Chouikh insiste enfin sur la nécessité d’éduquer les personnes par l’image, ce qui manque pour elle aux spectateurs algériens.
«Il ne faut pas perdre de vue que les fictions ne reflètent pas forcément la réalité. C’est une histoire que l’on raconte», rappelle-t-elle en conclusion.
«Aider la nouvelle génération»
La cinéaste Fatima Wazen précise, de son côté, qu’il faut toujours avoir en tête que les téléspectateurs ne font pas le choix de voir ce qui est diffusé. Par contre, celui qui se rend dans une salle de cinéma sait à quoi s’attendre. «Les jeunes et les adolescents sont exposés à des scènes et il faut être prudent et vigilant à cet effet», met en garde l’universitaire.
Pour elle, il ne faut pas oublier aussi que le cinéaste est un informateur, un communicant qui a un message à transmettre à un public. «Le rôle du cinéaste devrait être d’aider la nouvelle génération à trouver ses repères et se construire», lance-t-elle.
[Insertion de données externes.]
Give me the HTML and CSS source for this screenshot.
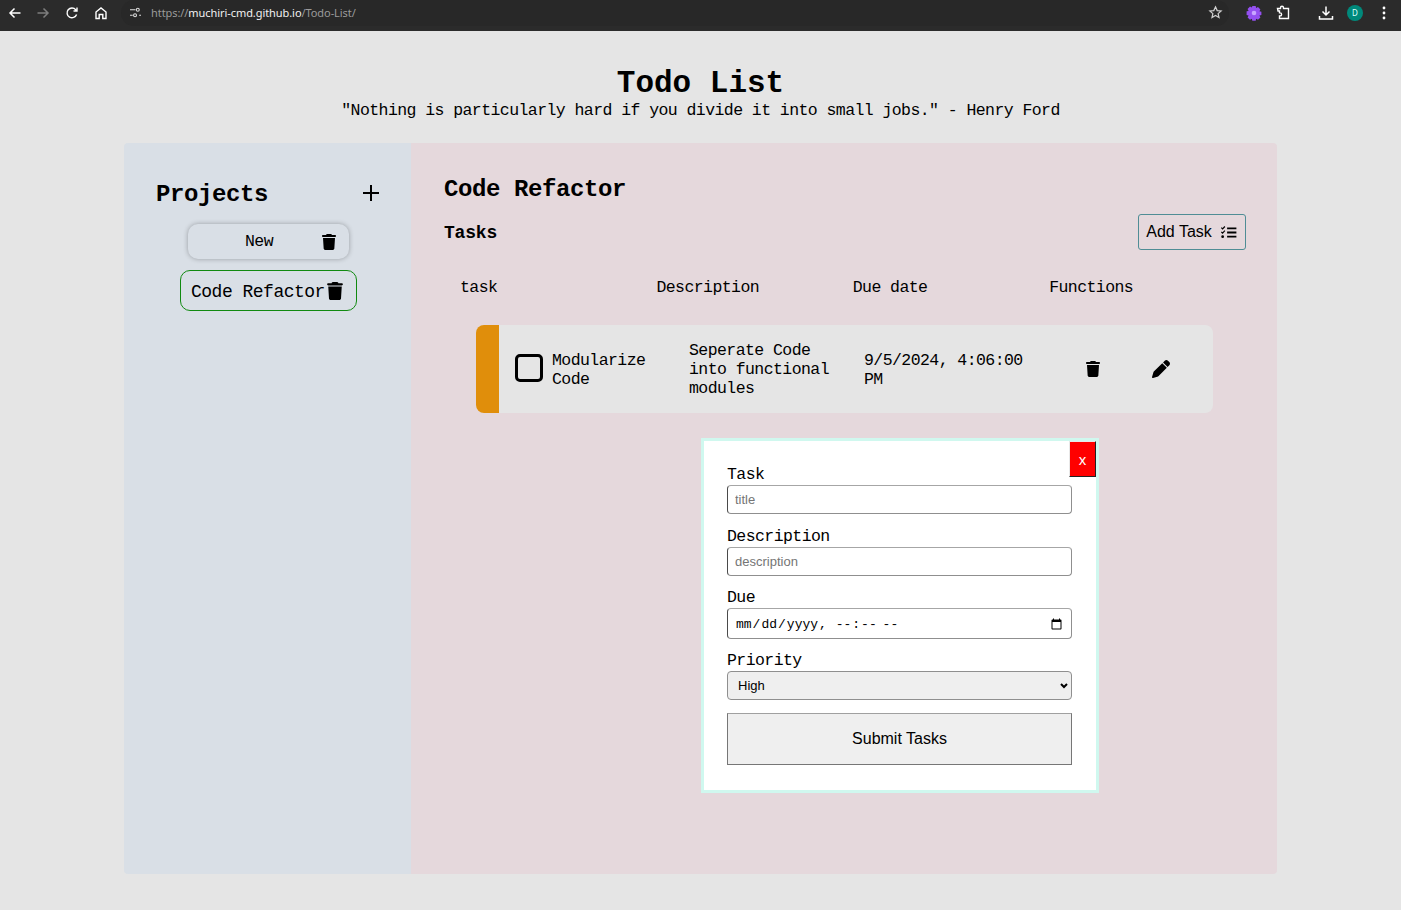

Pour Wazen, lorsque l’on choisit de traiter des problématiques négatives dans une société ou un quartier, il faut toujours mettre en parallèle avec un autre afin de montrer aux téléspectateurs que ce n’est pas l’idéal ni l’exemple à suivre. Citant les feuilletons turcs, elle relève la bonne image qu’ils donnent du pays car cela participe à la promotion de leur culture et tourisme.
Enfin, elle met en garde les spectateurs tentés de juger trop hâtivement une production télévisuelle. «Il faut attendre le dénouement afin de pouvoir avoir un avis constructif. Les réalisateurs empruntent souvent ce genre de chemin pour de donner une leçon à la fin», conclut-elle.